Dr. Carroll obtained his PhD in 2007 in Hydrology and Water Resources and a minor in Soil, Water, and Environmental Science from the University of Arizona; he recieved his MS in 1999 in Aqueous/Environmental Geochemistry from Ohio University. Some of Dr. Carroll’s research interests include advancing our understanding of water supply and water quality in arid regions; the development of innovative water resources, environmental-remediation, carbon-capture, energy production alternatives, and the development of novel approaches for characterization of contamination natural attenuation and active-remediation enhancement.
Since joining the Department of Plant & Environmental Sciences at NMSU, Dr. Carroll has been supporting the environmental and soil science focus areas of the department. His teaching and research background and interests cover a broad range of areas that pertain to the coupling of hydrobiogeochemical processes that mediate exchange of water and chemicals between the hydrosphere, lithosphere, and biosphere. He has been developing field, laboratory, and simulation approaches for evaluating the influence of human activities on chemical cycling in environmental systems. He utilizes a multidisciplinary approach to both research and teaching, which he believes is important for understanding complex issues and coupled processes in the environment.
The NMSU University Research Council awarded Dr. Carroll the Early Career Award in 2013 for exceptional achievements in creative scholarly activity. He was also presented with the Patricia Christmore Faculty Teaching Award for superb junior faculty excellence in teaching at NMSU. Dr. Carroll received outstanding reviewer status for Journal of Contaminant Hydrology; he is the associate editor for three journals (Journal of Hydrology X, Journal of Hydrology, and Journal of Contaminant Hydrology). Dr. Carroll published a hydrogeology textbook; was Elected Chair for the Groundwater Technical Committee of American Geophysical Union Hydrology Section; and became the C. Herb Ward Family Endowed Interdisciplinary Chair in Environmental and Water Science. As PI and co-PI, Dr. Carroll has directed research projects greater than $3 million (in addition to greater than $1 million while at PNNL prior to 2013) funded from DOE, DOD, NASA, USDA, BoR, USGS, state of NM, and NM WRRI.
Dr. Carroll recently received two $300,000 grants from the DOE to work with national laboratories to characterize the migration of contaminants within surface water and groundwater to advance our understanding of how water flow and contaminant transport affects our ecosystems. One of the grants is in collaboration with researchers at the Oak Ridge National Laboratory focusing on the clean-up of legacy mercury that was accidentally released while helping to develop nuclear weaponry and isotopes for energy production. Carroll’s group is characterizing surface water/groundwater exchange hydrology, which supports the contamination clean-up efforts. The other new grant is in collaboration with researchers at the PNNL to help clean-up the contamination in the subsurface of the Hanford Site located in Washington State. Carroll’s group is looking at the processes that naturally decrease concentrations, and then enhance those processes in the subsurface to speed-up the clean-up.

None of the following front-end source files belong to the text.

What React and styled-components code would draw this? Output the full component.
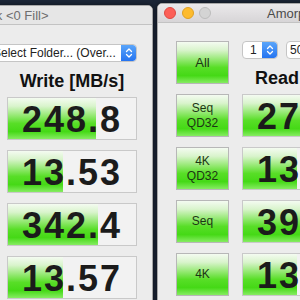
import React from "react";
import styled, { createGlobalStyle } from "styled-components";

const GlobalStyle = createGlobalStyle`
  html, body { margin: 0; padding: 0; background: #1c2637; }
  body { font-family: "Liberation Sans", Arial, sans-serif; }
`;

const green = `linear-gradient(to bottom, #f4fbf1 0%, #d9f4cc 20%, #97e976 42%, #58de27 62%, #45d916 82%, #86ec62 100%)`;

const Desktop = styled.div`
  position: relative;
  width: 300px;
  height: 300px;
  overflow: hidden;
  background: #1c2637;
`;

const Window = styled.div`
  position: absolute;
  left: ${(p) => p.$x}px;
  top: ${(p) => p.$y}px;
  width: 374px;
  height: 340px;
  box-sizing: border-box;
  background: #ececec;
  border: 1px solid #a8a8a8;
  border-radius: 5px 5px 0 0;
  box-shadow: 0 0 5px rgba(0, 0, 0, 0.55);
  overflow: hidden;
`;

const TitleBar = styled.div`
  height: 18px;
  display: flex;
  align-items: center;
  padding-left: 6px;
  background: ${(p) =>
    p.$active ? "linear-gradient(to bottom, #ebe9eb, #d7d5d7)" : "#e6e6e6"};
  border-bottom: 1px solid #c3c3c3;
`;

const Lights = styled.div`
  display: flex;
  gap: 5.5px;
`;

const Light = styled.span`
  width: 12px;
  height: 12px;
  box-sizing: border-box;
  border-radius: 50%;
  background: ${(p) => p.$c};
  border: 0.5px solid ${(p) => p.$b};
`;

const Title = styled.span`
  margin-left: ${(p) => p.$offset}px;
  font-size: 13px;
  color: ${(p) => (p.$active ? "#4b4b4b" : "#6e6e6e")};
  white-space: nowrap;
`;

const Content = styled.div`
  padding: ${(p) => p.$padTop}px 15px 0 18px;
  display: flex;
  flex-direction: column;
  gap: 10px;
`;

const TopRow = styled.div`
  display: grid;
  grid-template-columns: 53px 273px;
  column-gap: 13px;
`;

const GreenButton = styled.div`
  height: 43px;
  box-sizing: border-box;
  border: 1px solid #b7b7b7;
  background: ${green};
  display: flex;
  align-items: center;
  justify-content: center;
  text-align: center;
  font-size: ${(p) => (p.$big ? 13 : 12)}px;
  line-height: 15px;
  color: #1c3614;
  white-space: pre-line;
`;

const TopRight = styled.div`
  display: flex;
  flex-direction: column;
`;

const Controls = styled.div`
  display: flex;
  gap: 8px;
  height: 18px;
`;

const Popup = styled.div`
  ${(p) => (p.$w ? `width: ${p.$w}px;` : "flex: 1; min-width: 0;")}
  height: 18px;
  box-sizing: border-box;
  display: flex;
  background: #fff;
  border: 1px solid #c5c5c5;
  border-radius: 4px;
  overflow: hidden;
`;

const PopupText = styled.span`
  flex: 1;
  min-width: 0;
  padding-left: ${(p) => p.$pad ?? 7}px;
  font-size: 12px;
  line-height: 16px;
  color: #222;
  white-space: nowrap;
  overflow: hidden;
`;

const Arrows = styled.span`
  width: 15px;
  flex: none;
  display: flex;
  align-items: center;
  justify-content: center;
  background: linear-gradient(to bottom, #5aa5fa, #2574f1);
  border-radius: 0 3px 3px 0;
`;

const HeaderRow = styled.div`
  display: grid;
  grid-template-columns: 130px 130px;
  column-gap: 13px;
  height: 25px;
`;

const Header = styled.div`
  padding-top: 9px;
  font-size: 18px;
  font-weight: bold;
  line-height: 20px;
  text-align: center;
  color: #111;
  white-space: nowrap;
`;

const Row = styled.div`
  display: grid;
  grid-template-columns: 53px 130px 130px;
  column-gap: 13px;
  height: 43px;
`;

const ValueBox = styled.div`
  height: 43px;
  box-sizing: border-box;
  border: 1px solid #c9c9c9;
  background: linear-gradient(to right, transparent ${(p) => p.$pct}%, #f2f2f2 ${(p) => p.$pct}%), ${green};
  font-size: 36px;
  font-weight: bold;
  letter-spacing: 2px;
  line-height: 43px;
  text-align: center;
  color: #1b1b1b;
  overflow: hidden;
  white-space: nowrap;
`;

const Chevrons = () => (
  <svg width="8" height="12" viewBox="0 0 8 12">
    <path d="M1.5 4.5 L4 2 L6.5 4.5" fill="none" stroke="#fff" strokeWidth="1.3" strokeLinecap="round" strokeLinejoin="round" />
    <path d="M1.5 7.5 L4 10 L6.5 7.5" fill="none" stroke="#fff" strokeWidth="1.3" strokeLinecap="round" strokeLinejoin="round" />
  </svg>
);

const labels = ["Seq\nQD32", "4K\nQD32", "Seq", "4K"];

const DiskMark = ({ x, y, padTop, active, title, titleOffset, rows }) => (
  <Window $x={x} $y={y}>
    <TitleBar $active={active}>
      <Lights>
        <Light $c={active ? "#fc5f57" : "#d6d6d6"} $b={active ? "#de4a42" : "#bdbdbd"} />
        <Light $c={active ? "#fdbb2e" : "#d6d6d6"} $b={active ? "#dea024" : "#bdbdbd"} />
        <Light $c="#d4d4d4" $b="#bcbcbc" />
      </Lights>
      <Title $active={active} $offset={titleOffset}>{title}</Title>
    </TitleBar>
    <Content $padTop={padTop}>
      <TopRow>
        <GreenButton $big>All</GreenButton>
        <TopRight>
          <Controls>
            <Popup $w={36}>
              <PopupText>1</PopupText>
              <Arrows><Chevrons /></Arrows>
            </Popup>
            <Popup $w={69}>
              <PopupText $pad={3}>50 MiB</PopupText>
              <Arrows><Chevrons /></Arrows>
            </Popup>
            <Popup>
              <PopupText>Select Folder... (Over...</PopupText>
              <Arrows><Chevrons /></Arrows>
            </Popup>
          </Controls>
          <HeaderRow>
            <Header>Read [MB/s]</Header>
            <Header>Write [MB/s]</Header>
          </HeaderRow>
        </TopRight>
      </TopRow>
      {rows.map((r, i) => (
        <Row key={i}>
          <GreenButton>{labels[i]}</GreenButton>
          <ValueBox $pct={r.rp}>{r.read}</ValueBox>
          <ValueBox $pct={r.wp}>{r.write}</ValueBox>
        </Row>
      ))}
    </Content>
  </Window>
);

const leftRows = [
  { read: "283.1", rp: 69, write: "248.8", wp: 69 },
  { read: "13.71", rp: 43, write: "13.53", wp: 43 },
  { read: "395.6", rp: 72, write: "342.4", wp: 70 },
  { read: "13.48", rp: 42, write: "13.57", wp: 43 },
];

const rightRows = [
  { read: "279.5", rp: 68, write: "251.2", wp: 69 },
  { read: "13.44", rp: 42, write: "13.60", wp: 43 },
  { read: "393.2", rp: 72, write: "340.7", wp: 70 },
  { read: "13.61", rp: 42, write: "13.52", wp: 43 },
];

export default function App() {
  return (
    <>
      <GlobalStyle />
      <Desktop>
        <DiskMark
          x={-221}
          y={5}
          padTop={19}
          active={false}
          title="Disk <0 Fill>"
          titleOffset={144}
          rows={leftRows}
        />
        <DiskMark
          x={157}
          y={3}
          padTop={18}
          active
          title="AmorphousDiskMark"
          titleOffset={56}
          rows={rightRows}
        />
      </Desktop>
    </>
  );
}
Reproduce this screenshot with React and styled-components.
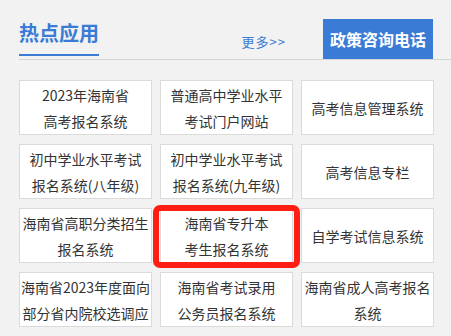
import React from 'react';
import styled, { createGlobalStyle } from 'styled-components';

const GlobalStyle = createGlobalStyle`
  html, body {
    margin: 0;
    padding: 0;
    background: #f2f2f2;
    font-family: "Noto Sans CJK SC", "Liberation Sans", sans-serif;
  }
`;

const Page = styled.div`
  width: 451px;
  height: 336px;
  overflow: hidden;
  padding: 19px 0 0 19px;
  box-sizing: border-box;
`;

const Header = styled.div`
  display: flex;
  align-items: flex-end;
  height: 40px;
  padding-right: 18px;
  border-bottom: 1px solid #d6d6d6;
`;

const Title = styled.div`
  font-size: 20px;
  line-height: 26px;
  font-weight: bold;
  color: #3a7bd5;
  padding-bottom: 8px;
  border-bottom: 2px solid #3a7bd5;
  margin-bottom: 3px;
`;

const More = styled.a`
  margin-left: auto;
  margin-right: 37px;
  margin-bottom: 9px;
  font-size: 13px;
  line-height: 16px;
  letter-spacing: 1px;
  color: #3a7bd5;
  text-decoration: none;
`;

const HotlineButton = styled.div`
  width: 110px;
  height: 40px;
  display: flex;
  align-items: center;
  justify-content: center;
  background: #3a7bd5;
  color: #fff;
  font-size: 16px;
  font-weight: bold;
`;

const Grid = styled.div`
  display: grid;
  grid-template-columns: repeat(3, 133px);
  grid-auto-rows: 55px;
  column-gap: 8px;
  row-gap: 9px;
  margin-top: 20px;
`;

const Card = styled.div`
  position: relative;
  display: flex;
  align-items: center;
  justify-content: center;
  text-align: center;
  background: #fff;
  border: 1px solid #dadada;
  box-sizing: border-box;
  font-size: 14px;
  line-height: 26px;
  color: #333;
  white-space: nowrap;
`;

const Highlight = styled.div`
  position: absolute;
  left: -8px;
  right: -8px;
  top: -4px;
  bottom: -6px;
  border: 6px solid #ff1e14;
  border-radius: 7px;
  pointer-events: none;
`;

const apps = [
  ['2023年海南省', '高考报名系统'],
  ['普通高中学业水平', '考试门户网站'],
  ['高考信息管理系统'],
  ['初中学业水平考试', '报名系统(八年级)'],
  ['初中学业水平考试', '报名系统(九年级)'],
  ['高考信息专栏'],
  ['海南省高职分类招生', '报名系统'],
  ['海南省专升本', '考生报名系统'],
  ['自学考试信息系统'],
  ['海南省2023年度面向', '部分省内院校选调应'],
  ['海南省考试录用', '公务员报名系统'],
  ['海南省成人高考报名', '系统'],
];

export default function App() {
  return (
    <Page>
      <GlobalStyle />
      <Header>
        <Title>热点应用</Title>
        <More href="#">更多&gt;&gt;</More>
        <HotlineButton>政策咨询电话</HotlineButton>
      </Header>
      <Grid>
        {apps.map((lines, i) => (
          <Card key={i}>
            <div>
              {lines.map((l, j) => (
                <div key={j}>{l}</div>
              ))}
            </div>
            {i === 7 && <Highlight />}
          </Card>
        ))}
      </Grid>
    </Page>
  );
}
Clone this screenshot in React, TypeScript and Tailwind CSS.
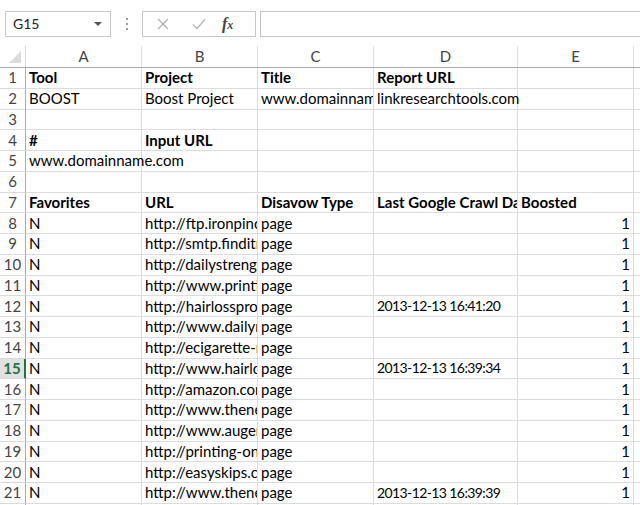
import React from "react";

type Cell = { v: string; bold?: boolean; right?: boolean; spill?: boolean; num?: boolean };

const COLS = [
  { key: "A", w: "w-[116px]" },
  { key: "B", w: "w-[116px]" },
  { key: "C", w: "w-[116px]" },
  { key: "D", w: "w-[144px]" },
  { key: "E", w: "w-[116px]" },
];

const DATES: Record<number, string> = {
  12: "2013-12-13 16:41:20",
  15: "2013-12-13 16:39:34",
  21: "2013-12-13 16:39:39",
};

const URLS = [
  "http://ftp.ironpinoy.com/",
  "http://smtp.finditnow.org/",
  "http://dailystrength.org/",
  "http://www.printing.com/",
  "http://hairlossproducts.net/",
  "http://www.dailymail.co.uk/",
  "http://ecigarette-reviews.com/",
  "http://www.hairloss.net/",
  "http://amazon.com/",
  "http://www.thenewsite.com/",
  "http://www.augenlasern.de/",
  "http://printing-online.com/",
  "http://easyskips.co.uk/",
  "http://www.thenewsite.com/",
];

function buildRows(): (Cell | null)[][] {
  const rows: (Cell | null)[][] = [
    [{ v: "Tool", bold: true }, { v: "Project", bold: true }, { v: "Title", bold: true }, { v: "Report URL", bold: true }, null],
    [{ v: "BOOST" }, { v: "Boost Project" }, { v: "www.domainname.com" }, { v: "linkresearchtools.com", spill: true }, null],
    [null, null, null, null, null],
    [{ v: "#", bold: true }, { v: "Input URL", bold: true }, null, null, null],
    [{ v: "www.domainname.com", spill: true }, null, null, null, null],
    [null, null, null, null, null],
    [{ v: "Favorites", bold: true }, { v: "URL", bold: true }, { v: "Disavow Type", bold: true }, { v: "Last Google Crawl Date", bold: true }, { v: "Boosted", bold: true }],
  ];
  URLS.forEach((u, i) => {
    const n = i + 8;
    rows.push([
      { v: "N" },
      { v: u },
      { v: "page" },
      DATES[n] ? { v: DATES[n], num: true } : null,
      { v: "1", right: true },
    ]);
  });
  rows.push([null, null, null, null, null]);
  return rows;
}

export default function App() {
  const rows = buildRows();
  const font = { fontFamily: "Lato, 'Open Sans', sans-serif" };
  return (
    <div className="w-[640px] h-[505px] overflow-hidden bg-white text-[#000]" style={font}>
      {/* formula bar */}
      <div className="flex items-center h-[46px] pt-[1px]">
        <div className="ml-[5px] w-[106px] h-[26px] border border-[#c6c6c6] flex items-center justify-between pl-[7px] pr-[8px] text-[14px] text-[#222]">
          <span>G15</span>
          <span className="w-0 h-0 border-l-[4px] border-r-[4px] border-t-[4px] border-l-transparent border-r-transparent border-t-[#555]" />
        </div>
        <div className="w-[31px] flex flex-col items-center gap-[3px]">
          <span className="w-[2px] h-[2px] bg-[#999]" />
          <span className="w-[2px] h-[2px] bg-[#999]" />
          <span className="w-[2px] h-[2px] bg-[#999]" />
        </div>
        <div className="w-[114px] h-[26px] border border-[#c6c6c6] flex items-center">
          <svg width="36" height="24" viewBox="0 0 36 24" className="ml-[2px]">
            <path d="M13 7 L23 17 M23 7 L13 17" stroke="#b4b4b4" strokeWidth="1.3" fill="none" />
          </svg>
          <svg width="36" height="24" viewBox="0 0 36 24">
            <path d="M12 12.5 L16 16.5 L24 7.5" stroke="#b4b4b4" strokeWidth="1.3" fill="none" />
          </svg>
          <span className="ml-[5px] italic font-bold text-[16px] leading-none text-[#444]" style={{ fontFamily: "'Liberation Serif', serif" }}>
            f<span className="text-[12px]">x</span>
          </span>
        </div>
        <div className="ml-[4px] flex-1 h-[26px] border-t border-b border-l border-[#c6c6c6]" />
      </div>

      {/* column headers */}
      <div className="flex h-[22px] border-b border-[#ababab] text-[15px] text-[#444]">
        <div className="w-[26px] shrink-0 border-r border-[#dadada] relative">
          <span className="absolute right-[4px] bottom-[4px] w-0 h-0" style={{ borderBottom: "12px solid #dcdcdc", borderLeft: "12px solid transparent" }} />
        </div>
        {COLS.map((c) => (
          <div key={c.key} className={`${c.w} shrink-0 border-r border-[#e1e1e1] flex items-center justify-center`}>
            {c.key}
          </div>
        ))}
        <div className="flex-1" />
      </div>

      {/* rows */}
      {rows.map((r, i) => {
        const n = i + 1;
        const sel = n === 15;
        return (
          <div key={n} className="flex h-[20.75px] text-[15px] leading-none">
            <div
              className={`w-[26px] shrink-0 border-b border-[#dadada] flex items-center justify-center ${
                sel ? "bg-[#e1e1e1] text-[#217346] font-bold border-r-2 border-r-[#217346]" : "border-r border-r-[#ababab] text-[#444]"
              }`}
            >
              {n <= 21 ? n : ""}
            </div>
            {COLS.map((c, j) => {
              const cell = r[j];
              return (
                <div
                  key={c.key}
                  className={`${c.w} shrink-0 border-r border-b border-[#dadcdd] flex items-center pl-[3px] pr-[3px] whitespace-nowrap ${
                    cell?.spill ? "overflow-visible relative z-10" : "overflow-hidden"
                  } ${cell?.right ? "justify-end" : ""} ${cell?.bold ? "font-bold" : ""} ${
                    cell?.num ? "text-[14px] tracking-[-0.6px]" : ""
                  }`}
                >
                  {cell?.v}
                </div>
              );
            })}
            <div className="flex-1 border-b border-[#dadcdd]" />
          </div>
        );
      })}
    </div>
  );
}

Dr. Carroll and his team have also been conducting research at NMSU in the development of innovative water resources funded by Bureau of Reclamation (BoR). Part of this program included an Evaluation of Source Water, Extraction Potential, and Potential Impacts of Using Brackish Water for Desalination in New Mexico, which was funded by BoR and the USDA Southwest Hub for Risk Adaptation and Mitigation to Climate Change.
In 2018, Dr. Carroll received a two-year grant through the NMSU and BoR Cooperative Agreement, which is administered by the NM WRRI. He and his NMSU research colleagues, Pei Xu, Phil King, and Brian Hurd, are working on a project entitled, Isotopic, Geochemical, and Modeling Evaluation of Source Water, Extraction Potential, and Potential Impacts of Using Brackish Water for Desalination in the Mesilla Basin, NM. The research objective is to characterize the fresh and brackish groundwater system in the Mesilla Basin, and assess the impact of brackish production for desalination on fresh water sustainability.
For the Transboundary Aquifer Assessment Program (with USGS and NM WRRI), Carroll’s group developed a dissolved gas sampling device enabling noble gas isotopic age dating of groundwater to evaluate recharge and water use sustainability. They have similarly compared isotopic signatures in the groundwater to analogous isotopic signatures in the aquifer minerals to characterize the dissolution of evaporite minerals as a major source of salinity in groundwater, which is being considered as a source of water for a proposed new desalination plant. When the project is completed, a final report will be posted on the NM WRRI website.